BEIJING: Hong Kong stocks declined 0.41 per cent, breaking a five-day winning streak and tracking losses in Shanghai in spite of an upbeat lead from Wall Street and Europe.
The benchmark Hang Seng Index eased 102.62 points to 24,807.28 on turnover of HK$94.00 billion ($A15.32 billion).
The market had climbed 4.7 per cent since last Monday’s sell-off that came in line with a 7.7 per cent plunge in Shanghai, after mainland regulators said they were cracking down on margin trading.
Hong Kong dealers had been given a healthy lead from their US and European counterparts, where most markets climbed on hopes Greece’s new anti-austerity government will be able thrash out a new bailout deal with its creditors.
On Wall Street the Dow edged 0.03 per cent higher, the S&P 500 added 0.26 per cent and the Nasdaq put on 0.29 per cent. And in Europe; London, Paris and Germany all closed with big gains.
However, selling was fuelled on news out of China that industrial companies’ profits had fallen eight per cent month-on-month in December.

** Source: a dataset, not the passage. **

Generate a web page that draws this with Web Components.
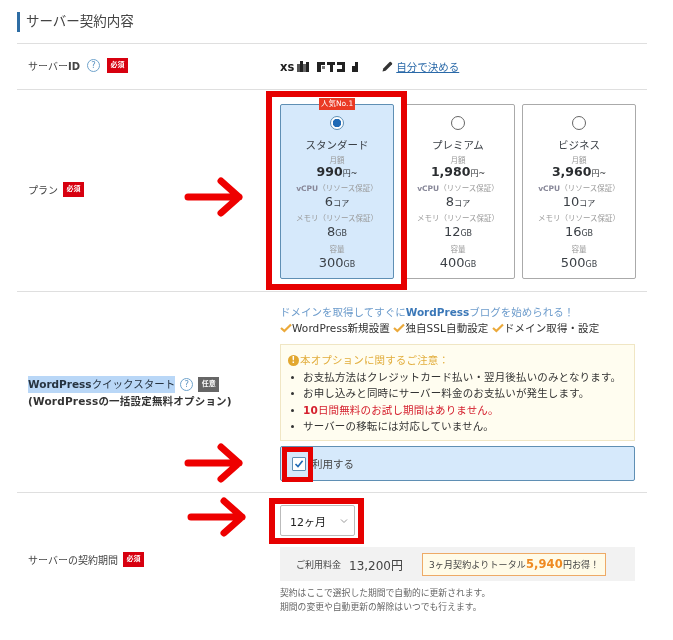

That marked the biggest drop since at least October 2011, Bloomberg News reported.
The National Bureau of Statistic also said combined profits of industrials rose 3.3 per cent year-on-year in 2014, much slower than the 12.2 per cent in 2013.
In share trading China Mobile fell 1.15 per cent to HK$102.70, Tencent shed 0.73 per cent to HK$136.00 and China Life Insurance eased 2.00 per cent HK$31.90.
Sinopec lost 3.84 per cent to HK$6.21 as oil prices sank further, but HSBC added 0.96 per cent to HK$73.30 and Casino operator Sands China put on 2.95 per cent to HK$40.15.
In mainland China the benchmark Shanghai Composite Index fell 0.89 per cent, or 30.22 points, to 3,352.96 on turnover of 418.3 billion yuan ($A84.62 billion).
The Shenzhen Composite Index, which tracks stocks on China’s second exchange, edged up 0.12 per cent, or 1.91 points, to 1,549.93 on turnover of 294.8 billion yuan.
“The weak (industrial firms’) data provide investors with an excuse to sell shares to lock in some profits,” Wei Wei, an analyst at West China Securities, told Bloomberg.
Weakness in China’s yuan currency has also raised fears of capital leaving the country, analysts said.
“People are worried that… foreign exchange might see accelerated withdrawal,” said Zhang Gang, a strategist for Central China Securities.
From the start of the year to Monday the yuan had weakened around 0.78 per cent against the US dollar.